The fact that the answer to many, if not all, of these apparently contradictory questions seems to have been yes makes the mystery of Lloyd George all the more intractable. In the two earlier volumes of John Grigg’s biography the full ambiguity of Lloyd George’s character and role in history had yet to be revealed. Volume Three carries us into the heartland of the problem. The book opens in 1912 with Lloyd George at the height of his powers as a reforming Chancellor of the Exchequer, as the hammer of aristocratic privilege and as the great popular champion of reformist liberalism. It concludes in December 1916 with Lloyd George as prime minister in a mainly Tory administration, bent on turning the ramshackle edifice of traditional liberal government into a command structure for waging and winning a total war.
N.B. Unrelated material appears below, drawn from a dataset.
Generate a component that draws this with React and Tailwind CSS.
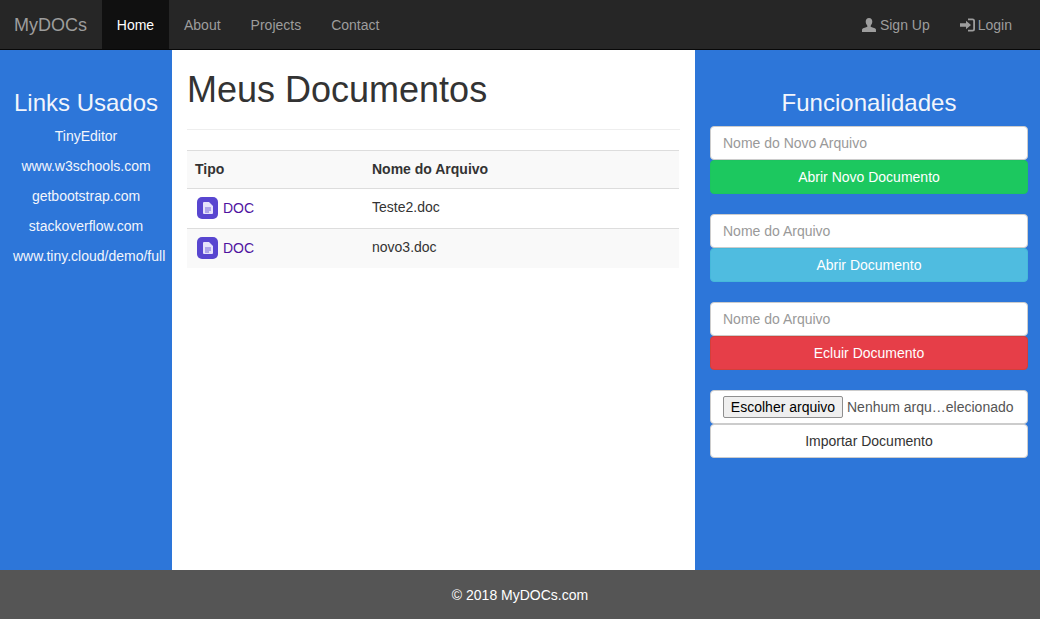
const font = { sans: 'font-["Liberation_Sans",Arial,sans-serif]' };

const links = ['TinyEditor', 'www.w3schools.com', 'getbootstrap.com', 'stackoverflow.com', 'www.tiny.cloud/demo/full'];

function UserIcon() {
  return (
    <svg width="14" height="14" viewBox="0 0 14 14" fill="currentColor">
      <path d="M7 0C4.9 0 3.7 1.5 3.7 3.6c0 1.5.6 3 1.5 3.9.3.4.3.9 0 1.2-.9.8-4.2 1-5 2.4-.2.4-.2 1.6-.2 2.9h14c0-1.300 0-2.500-.2-2.900-.8-1.400-4.100-1.600-5-2.400-.3-.3-.3-.8 0-1.200.9-.9 1.500-2.400 1.500-3.900C10.300 1.500 9.100 0 7 0z" />
    </svg>
  );
}

function LoginIcon() {
  return (
    <svg width="15" height="14" viewBox="0 0 15 14" fill="currentColor">
      <path d="M6 2.800 11 7l-5 4.200V8.700H0V5.300h6z" />
      <path d="M8 .5h4.500A2.500 2.500 0 0 1 15 3v8a2.500 2.500 0 0 1-2.500 2.500H8v-1.800h4.200c.7 0 1-.4 1-1V3.300c0-.6-.3-1-1-1H8z" />
    </svg>
  );
}

function DocIcon() {
  return (
    <span className="flex h-[22px] w-[21px] items-center justify-center rounded-[5px] bg-[#5846d0]">
      <svg width="10" height="12" viewBox="0 0 10 12">
        <path d="M0 1a1 1 0 0 1 1-1h5l4 4v7a1 1 0 0 1-1 1H1a1 1 0 0 1-1-1z" fill="#e6e3fa" />
        <path d="M2 6h6M2 8h6M2 10h4" stroke="#5846d0" strokeWidth="0.8" />
      </svg>
    </span>
  );
}

function Field({ placeholder }) {
  return (
    <input
      placeholder={placeholder}
      className="block h-[34px] w-full rounded border border-[#ccc] bg-white px-3 text-sm text-[#555] placeholder:text-[#999]"
    />
  );
}

function ActionGroup({ placeholder, label, color }) {
  return (
    <div className="mb-5">
      <Field placeholder={placeholder} />
      <button className={`block h-[34px] w-full rounded border text-center text-sm text-white ${color}`}>{label}</button>
    </div>
  );
}

export default function App() {
  return (
    <div className={`flex h-[619px] flex-col overflow-hidden bg-white text-sm text-[#333] ${font.sans}`}>
      {/* Navbar */}
      <nav className="flex h-[50px] shrink-0 items-stretch border-b border-[#080808] bg-[#262626] text-[#9d9d9d]">
        <a className="flex w-[102px] items-center pl-[14px] text-lg">MyDOCs</a>
        <a className="flex w-[67px] items-center justify-center bg-[#101010] text-white">Home</a>
        <a className="flex items-center px-[15px]">About</a>
        <a className="flex items-center px-[15px]">Projects</a>
        <a className="flex items-center px-[15px]">Contact</a>
        <div className="ml-auto mr-[13px] flex">
          <a className="flex items-center gap-1 px-[15px]"><UserIcon /> Sign Up</a>
          <a className="flex items-center gap-[3px] px-[15px]"><LoginIcon /> Login</a>
        </div>
      </nav>

      <div className="flex min-h-0 flex-1">
        {/* Left links */}
        <aside className="w-[172px] shrink-0 whitespace-nowrap bg-[#2d76d9] px-[13px] pt-[40px] text-center text-[#f2f5fc]">
          <h3 className="mb-[10px] mt-0 text-2xl leading-[26px]">Links Usados</h3>
          {links.map(link => (
            <p key={link} className="mb-[10px] leading-5">{link}</p>
          ))}
        </aside>

        {/* Documents */}
        <main className="flex-1 pl-[15px] pr-[15px] pt-5">
          <div className="mb-5 border-b border-[#eee] pb-[9px]">
            <h1 className="mb-[10px] text-4xl leading-[39.6px] font-normal">Meus Documentos</h1>
          </div>
          <table className="w-[492px] table-fixed border-collapse text-left">
            <thead>
              <tr className="h-[38px] border-y border-[#ddd] bg-[#f9f9f9]">
                <th className="w-[177px] px-2 font-bold">Tipo</th>
                <th className="px-2 font-bold">Nome do Arquivo</th>
              </tr>
            </thead>
            <tbody>
              {['Teste2.doc', 'novo3.doc'].map((name, i) => (
                <tr key={name} className={`h-[40px] ${i % 2 ? 'border-t border-[#ddd] bg-[#f9f9f9]' : ''}`}>
                  <td className="px-[10px]">
                    <a className="flex items-center gap-[5px] text-[#4f129f]"><DocIcon /> DOC</a>
                  </td>
                  <td className="px-2 pb-[3px]">{name}</td>
                </tr>
              ))}
            </tbody>
          </table>
        </main>

        {/* Actions */}
        <aside className="w-[345px] shrink-0 bg-[#2d76d9] pl-[15px] pr-3 pt-[40px]">
          <h3 className="mb-[10px] text-center text-2xl leading-[26px] text-[#f2f5fc]">Funcionalidades</h3>
          <ActionGroup placeholder="Nome do Novo Arquivo" label="Abrir Novo Documento" color="border-[#1cc45f] bg-[#1cc85f]" />
          <ActionGroup placeholder="Nome do Arquivo" label="Abrir Documento" color="border-[#46b8da] bg-[#4fbce0]" />
          <ActionGroup placeholder="Nome do Arquivo" label="Ecluir Documento" color="border-[#d43f3a] bg-[#e63e48]" />
          <div className="flex h-[34px] items-center rounded border border-[#ccc] bg-white pl-3 text-[#555]">
            <button className="h-[22px] w-[120px] rounded-[2px] border border-[#8f8f8f] bg-[#efefef] text-center text-sm text-black">Escolher arquivo</button>
            <span className="ml-1 whitespace-nowrap">Nenhum arqu…elecionado</span>
          </div>
          <button className="block h-[34px] w-full rounded border border-[#ccc] bg-white text-center text-sm text-[#333]">Importar Documento</button>
        </aside>
      </div>

      {/* Footer */}
      <footer className="flex h-[49px] shrink-0 items-center justify-center bg-[#555] text-white">© 2018 MyDOCs.com</footer>
    </div>
  );
}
How did this transformation come about? Was the shift from populist liberal to head of a coalition wielding dictatorial powers purely a response to the desperate circumstances of the time, or did the seeds of change lie deep in Lloyd George’s own career and character? The answer, as John Grigg shows, lay in the conjunction of the two. For all his role as a popular Liberal hero, there were always aspects of Lloyd George’s political outlook that potentially marked him off from both the upper and the lower reaches of Liberal political thought. His belief in state and empire and his admiration for ‘business efficiency’ distinguished him from many grass-roots Liberals, while his impatience with abstract moral and constitutional notions placed him at a distance from many of the Liberal intelligentsia. The constitutional crisis of 1910 had revealed his surprising willingness to entertain thoughts of coalition: and many scattered episodes in his early career suggested at best an indifference and at worst a lack of scruple over what many Liberals regarded as issues of high principle. In the immediately pre-war period John Grigg points to the curious constitutional anomaly of the Lloyd George land inquiry, which involved the kind of mingling of public powers and private funds that Liberal activists were always denouncing in Tories. More notoriously, the Marconi scandal of 1913 (in which Lloyd George was accused but formally cleared of holding shares in a company with a government contract) suggested a certain cavalier indifference to the spirit as opposed to the letter of constitutional law.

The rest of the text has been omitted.